在 C 语言中，字符串是以 '\0' 结尾的一些字符的集合，为了操作方便，C 标准库中提供了一系列的处理字符串的库函数，但是这些库函数与字符串是分离的，不符合 OOP 思想，而且底层空间需要用户自己管理，稍不留神可能还会越界访问。

二、标准库中的 string 类

字符串是表示字符序列的对象。

标准 string 类通过类似于标准字节容器（standard container of bytes）的接口为此类对象提供支持，但添加了专门设计用于处理单字节字符串的功能。

string 类是 basic_string 类模板的一个实例化，该模板使用 char（即字节）作为其 character type，以及使用默认的 char_traits and allocator type（有关模板的详细信息，请参阅 basic_string）。

typedef basic_string<char> string;

请注意，此类独立于所使用的编码来处理字节：如果用于处理多字节或可变长度字符（如 UTF-8）的序列，则此类的所有成员（如 length 或 size）及其迭代器仍将以字节（而不是实际编码字符）为单位运行。

三、C++ STL容器是什么？

简单理解，容器就是一些类模板的集合，但和普通类模板不同的是，容器中封装的是组织数据的方法（也就是数据结构）。STL 提供有 3 类标准容器，分别是序列容器、排序容器和哈希容器，其中后两类容器有时也统称为关联容器。它们各自的含义如下表所示：

容器种类	功能
序列容器	主要包括 vector 向量容器、list 列表容器以及 deque 双端队列容器。之所以被称为序列容器，是因为元素在容器中的位置同元素的值无关，即容器不是排序的。将元素插入容器时，指定在什么位置，元素就会位于什么位置。
排序容器	包括 set 集合容器、multiset 多重集合容器、map 映射容器以及 multimap 多重映射容器。排序容器中的元素默认是由小到大排序好的，即便是插入元素，元素也会插入到适当位置。所以关联容器在查找时具有非常好的性能。
哈希容器	C++ 11 新加入 4 种关联容器，分别是 unordered_set 哈希集合、unordered_multiset 哈希多重集合、unordered_map 哈希映射以及 unordered_multimap 哈希多重映射。和排序容器不同，哈希容器中的元素是未排序的，元素的位置由哈希函数确定。

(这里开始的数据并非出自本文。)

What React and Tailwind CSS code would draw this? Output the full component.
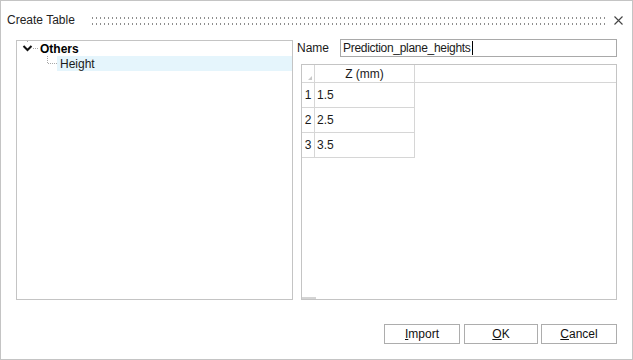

注意，由于哈希容器直到 C++ 11 才被正式纳入 C++ 标准程序库，而在此之前，"民间" 流传着 hash_set、hash_multiset、hash_map、hash_multimap 版本，不过这些版本只能在某些支持 C++ 11 的编译器下使用（例如 VS），有些编译器（例如 GCC/G++）是不支持的。

另外，以上 3 类容器的存储方式完全不同，因此使用不同容器完成相同操作的效率也大不相同。所以在实际使用时，要善于根据想实现的功能，选择合适的容器。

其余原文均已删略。